Gauge pressure is zero-referenced against ambient air pressure, so it is equal to absolute pressure minus atmospheric pressure.

Hugh Allen
  • 1,505
  • This perfectly addresses the question. Just as pressure is typically referred to as "gauge" or "absolute", the Kelvin scale for temperature is referenced as absolute temperature, while Fahrenheit and Celsius are examples of gauge measurements. These come up together in the Ideal Gas Law -- students are constantly reminded to use absolute measurements for temperature and pressure. – jdj081 Apr 13 '15 at 02:15
5

Gravitational potential energy (in a constant gravitational field such as near the Earth).

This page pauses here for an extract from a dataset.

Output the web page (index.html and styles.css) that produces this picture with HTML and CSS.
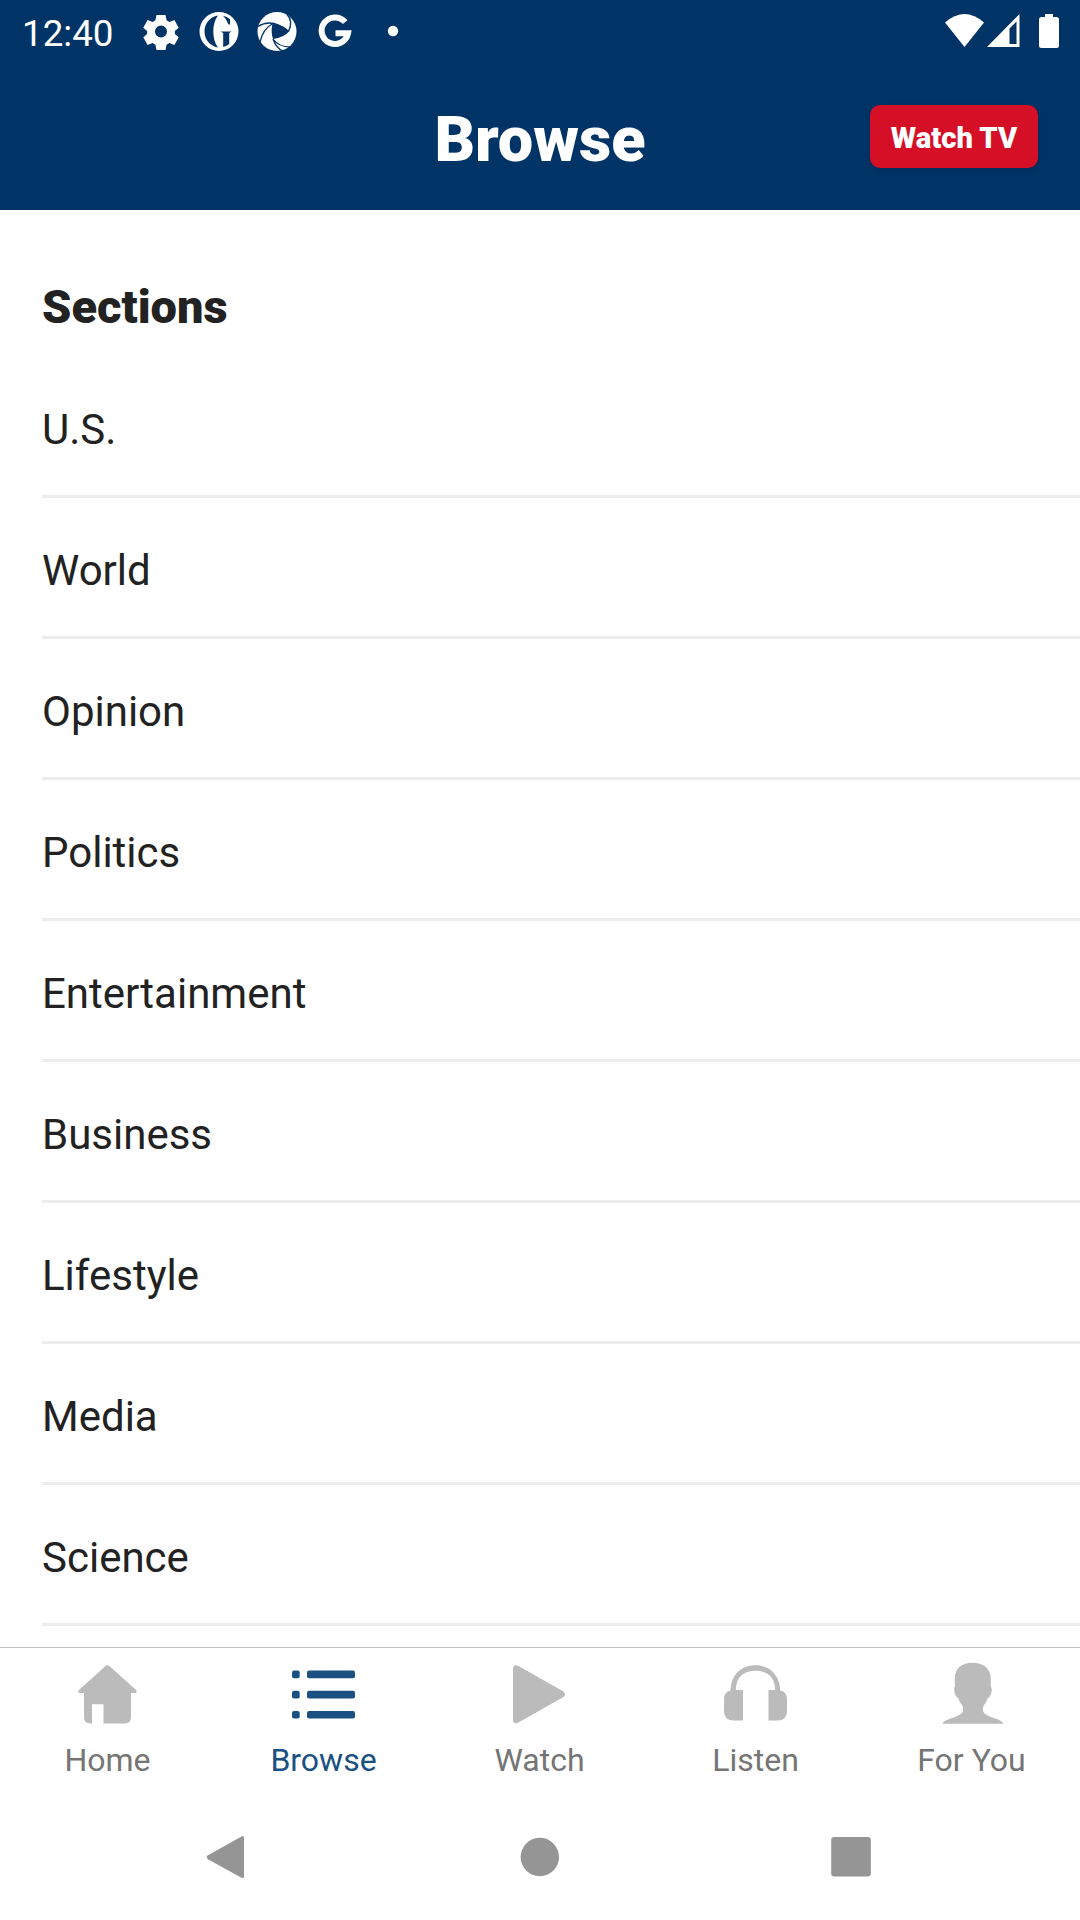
FILE: index.html
```html
<!DOCTYPE html>
<html lang="en">
<head>
<meta charset="utf-8">
<title>Browse</title>
<link rel="stylesheet" href="styles.css">
</head>
<body>
<div class="screen">
  <div class="status-bar">
    <span class="clock">12:40</span>
    <div class="notifications">
      <svg class="status-icon" viewBox="0 0 42 42"><path fill-rule="evenodd" d="M16.500 4h9l1.100 5.200 2.800 1.700 5-1.800 4.300 7.600-3.800 3.300v3l3.800 3.300-4.300 7.600-5-1.800-2.800 1.700-1.100 5.200h-9l-1.100-5.200-2.800-1.700-5 1.800-4.300-7.600 3.800-3.300v-3l-3.800-3.300 4.300-7.600 5 1.800 2.800-1.700zM21 14.500a6 6 0 1 0 0 12 6 6 0 0 0 0-12z"/></svg>
      <svg class="status-icon" viewBox="0 0 42 42"><path fill-rule="evenodd" d="M21 1a19.500 19.500 0 1 0 0 39 19.500 19.500 0 0 0 0-39zM20 4.500C11.500 6 6.500 13 6.500 20.500s5 14.300 13.500 16C16.800 32.500 15.300 26.500 15.300 20.500s1.500-12 4.700-16zM25 4.800q3.500 3 5.500 8.700H32V8.200Q29 5.800 25 4.800zM22.500 20.500l2.700 1.500v14q3.500-1 6-3V22l2.300-1.500z"/></svg>
      <svg class="status-icon" viewBox="0 0 42 42"><circle cx="21" cy="20.500" r="19.500"/><path class="shutter" d="M16.500 12.800Q28 14 33 20.500 28 26.500 17 28 14.500 20 16.500 12.800z"/><path class="blade" d="M2 15.500Q16 6.500 32.500 20.500M31 3.500Q37.500 10 32.500 20.500M17 28Q23 36.500 36 36M17 28Q20 37 27 40M16.500 12.800Q7 18 4 31"/></svg>
      <svg class="status-icon" viewBox="0 0 42 42"><path class="g-mark" d="M31.200 11.200A13.300 13.300 0 1 0 34 22.300H21.500"/></svg>
      <svg class="status-icon" viewBox="0 0 42 42"><circle cx="21" cy="20" r="5.200"/></svg>
    </div>
    <div class="system">
      <svg class="wifi" viewBox="0 0 39 34"><path d="M0 8.500Q19.500-8.500 39 8.500L19.500 33z"/></svg>
      <svg class="signal" viewBox="0 0 33 34"><path fill-rule="evenodd" d="M0 33L32.500 0v33zM22.500 14.500V30H29.500V7.500z"/></svg>
      <svg class="battery" viewBox="0 0 20 34"><path d="M6 0h8v3h3.500Q20 3 20 5.500v26q0 2.500-2.500 2.500h-15Q0 34 0 31.500v-26Q0 3 2.500 3H6z"/></svg>
    </div>
  </div>
  <header class="app-bar">
    <h1 class="title">Browse</h1>
    <button class="watch-tv">Watch TV</button>
  </header>
  <main class="sections">
    <h2 class="heading">Sections</h2>
    <ul class="list">
      <li class="row">U.S.</li>
      <li class="row">World</li>
      <li class="row">Opinion</li>
      <li class="row">Politics</li>
      <li class="row">Entertainment</li>
      <li class="row">Business</li>
      <li class="row">Lifestyle</li>
      <li class="row">Media</li>
      <li class="row">Science</li>
    </ul>
  </main>
  <nav class="tabs">
    <a class="tab"><svg class="tab-icon" viewBox="0 0 72 72"><path d="M33.800 9.800q1.700-1.300 3.400 0L64.300 34.300q1.200 2.700-1 2.700H59V61q0 6.500-6.500 6.500H31.500V48.200H20V67.500H18.500Q12 67.500 12 61V37H7.700q-2.200 0-1-2.700z"/></svg><span class="tab-label">Home</span></a>
    <a class="tab active"><svg class="tab-icon" viewBox="0 0 72 72"><g><rect x="4" y="14.500" width="7.700" height="7.700" rx="2"/><rect x="19" y="14.500" width="48" height="7.700" rx="2"/><rect x="4" y="34.700" width="7.700" height="7.700" rx="2"/><rect x="19" y="34.700" width="48" height="7.700" rx="2"/><rect x="4" y="54.900" width="7.700" height="7.700" rx="2"/><rect x="19" y="54.900" width="48" height="7.700" rx="2"/></g></svg><span class="tab-label">Browse</span></a>
    <a class="tab"><svg class="tab-icon" viewBox="0 0 72 72"><path d="M9 12.500q.500-4.500 5-2.800L59.500 35.500q3 2.800 0 5.500L14 66.700q-4.500 1.800-5-2.800z"/></svg><span class="tab-label">Watch</span></a>
    <a class="tab"><svg class="tab-icon" viewBox="0 0 72 72"><path d="M10.500 34.500C11 19 21 9.200 35.300 9.200S59.800 19 60.300 34.500Q67 36 67 43v12q0 9.500-9.500 9.500h-9V34h6.700C55 21 47 14.800 35.300 14.800S16 21 15.800 34H23v30.500h-9.500Q4 64.500 4 55V43q0-7 6.500-8.500z"/></svg><span class="tab-label">Listen</span></a>
    <a class="tab"><svg class="tab-icon" viewBox="0 0 72 72"><path d="M36.500 6.800C48 6.800 54.800 13 54.800 23v8q1.500 1 .7 5-.700 4.500-3.800 6.300c-1 3-2.700 5.500-4.200 7.700-1.300 4-.500 6.500 2.500 8.500 5 3.500 17.500 5.500 17.200 9.300H6.700c-.3-3.800 12.300-5.800 17.300-9.300 3-2 3.800-4.500 2.500-8.500-1.500-2.200-3.200-4.700-4.200-7.700-3.100-1.800-3.800-6.300-3.800-6.300-.700-4-.300-5 .300-5v-8C18.800 13 25 6.800 36.500 6.800z"/></svg><span class="tab-label">For You</span></a>
  </nav>
  <div class="system-nav">
    <svg class="nav-key" viewBox="0 0 48 48"><path d="M38.500 3.500q2.500-1.200 2.500 1.200V43.500q0 2.500-2.500 1.200L5 26.200q-2.500-2 0-4z"/></svg>
    <svg class="nav-key" viewBox="0 0 48 48"><circle cx="24.800" cy="24" r="19.200"/></svg>
    <svg class="nav-key" viewBox="0 0 48 48"><rect x="4.200" y="4" width="39.600" height="39.600" rx="3"/></svg>
  </div>
</div>
</body>
</html>
```
FILE: styles.css
```css
* { box-sizing: border-box; }
body { margin: 0; background: #fff; font-family: Roboto, "Liberation Sans", sans-serif; color: #222; }
svg { display: block; flex: none; }
.screen { width: 1080px; height: 1920px; display: flex; flex-direction: column; overflow: hidden; }

.status-bar { height: 63px; flex: none; display: flex; align-items: flex-start; background: #003366; color: #fff; fill: #fff; padding: 0 21px 0 22px; }
.clock { width: 118px; font-size: 36.75px; line-height: 67px; }
.notifications { display: flex; gap: 16px; padding-top: 11px; }
.status-icon { width: 42px; height: 42px; }
.shutter { fill: #003366; }
.blade { fill: none; stroke: #003366; stroke-width: 1.3; }
.g-mark { fill: none; stroke: #fff; stroke-width: 6; }
.system { display: flex; margin-left: auto; padding-top: 14px; }
.wifi { width: 39px; height: 34px; }
.signal { width: 33px; height: 34px; margin: 0 19px 0 3px; }
.battery { width: 20px; height: 34px; }

.app-bar { height: 147px; flex: none; display: grid; grid-template-columns: 1fr auto 1fr; align-items: start; padding: 42px 42px 0; background: #003366; color: #fff; }
.title { grid-column: 2; margin: 0; font-size: 63px; line-height: 69px; font-weight: 900; }
.watch-tv { justify-self: end; width: 168px; height: 63px; padding: 4px 0 0; border: 0; border-radius: 10px; background: #d50f26; color: #fff; font: 900 29.2px/1 Roboto, sans-serif; white-space: nowrap; box-shadow: 0 2px 5px rgba(0, 0, 0, .12); }

.sections { flex: 1; min-height: 0; overflow: hidden; padding: 67px 0 0 42px; }
.heading { margin: 0; height: 80px; font-size: 47px; line-height: 60px; font-weight: 900; }
.list { margin: 0; padding: 0; list-style: none; }
.row { height: 141px; padding-top: 7px; border-bottom: 3px solid #ededed; font-size: 42px; line-height: 132px; }

.tabs { height: 158px; flex: none; display: grid; grid-template-columns: repeat(5, 1fr); border-top: 1px solid #c4c4c4; padding-top: 8px; }
.tab { display: flex; flex-direction: column; align-items: center; fill: #bbb; color: #757575; }
.tab-icon { width: 72px; height: 72px; }
.tab-label { margin-right: 1px; font-size: 32px; line-height: 64px; }
.active { fill: #1b5082; color: #1b5082; }

.system-nav { height: 115px; flex: none; display: flex; align-items: flex-start; justify-content: space-between; padding: 28px 205px 0 203px; fill: #959595; }
.nav-key { width: 48px; height: 48px; }
```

This is the usual scenario in elementary questions for high-school students. One may use the starting point of a body as zero or the end point or the ground.

3

The scale used to define positions on a highway depends on the point chosen for the Zero Marker. There is a difference between defining a position on a highway, like Mile #25 or Exit 125, and a distance on that highway: it's 30 km from Km 15 to Km 45.

The same thing is true in temperature scales, where we need to distinguish between labelling a position ("the freezing point of water") and measuring a temperature difference ("the freezer was 38 Celsius degrees cooler than the room")

I once read a news report saying, "February's average high of -6 degrees Celsius was twice as cold as the historical average of -3 degrees Celsius..."

DJohnM
  • 10,648
  • "twice as cold" Excellent. So if the average temperature is 1 C, but today was -2 C, it's ... negative twice as cold? – Jay Apr 13 '15 at 13:16
3

One that has many zero points is the standard Gibbs free energy of formation:
each element has their own zero point.